At the time, critics panned the rule as a naked attempt by the Obama administration to reengineer the suburbs for political advantage.

“This document proves what I’ve been saying for six years: The federal government is planning to take control of the American suburb and forever change it in the false name of equality,” Westchester County, N.Y., Executive Rob Astorino told The Daily Caller at the time.

“If HUD gets its way, small-town America will literally disappear,” he added. “It will be forcibly urbanized by Washington social engineers.”

“AFFH will dramatically undercut the independence of local governments, will mean significant population transfers across metropolitan areas, and will force densified development on suburbs and cities alike,” National Review’s Stanley Kurtz wrote in June 2015, a year before the final rule’s release.

A year later, as the final rule was being issued, Kurtz wrote in a separate piece:

…[T]he attempt to force integration by class, to densify development in American suburbs and cities, and to undo America’s system of local government and replace it with a “regional” alternative that turns suburbs into helpless satellites of large cities. Once HUD gets its hooks into a municipality, no policy area is safe. Zoning, transportation, education, all of it risks slipping into the control of the federal government and the new, unelected regional bodies the feds will empower.

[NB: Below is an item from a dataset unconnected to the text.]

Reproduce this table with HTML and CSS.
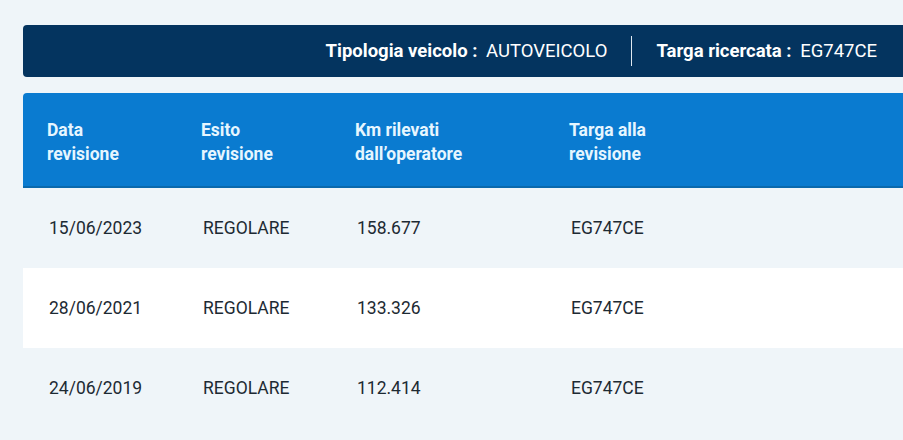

Over time, AFFH could spell the end of the local democracy that Alexis de Tocqueville rightly saw as the foundation of America’s liberty and distinctiveness.

It’s unclear why the president decided to tweet on Tuesday about changing the AFFH rule — unless the administration is set to issue a new one. In January, the White House announced it was planning the move to undo significant portions of the rule.

HUD announced then that the previous administration’s regulations were “overly burdensome to both HUD and grantees and are ineffective in helping program participants meet their reporting obligations for multiple reasons.”

Notably, the Trump administration had delayed implementation of the rule and had eliminated a computer program that localities were to use in reporting, Yahoo! News reports.

Also, HUD Secretary Ben Carson, when he was considering seeking the 2016 GOP presidential nomination, said he wanted to eliminate the rule altogether.

In a July 2015 op-ed for the Washington Times, Carson compared the Obama-era rule to forced busing in the 1970s, which failed to achieve the desired social-engineering effect of integrating schools.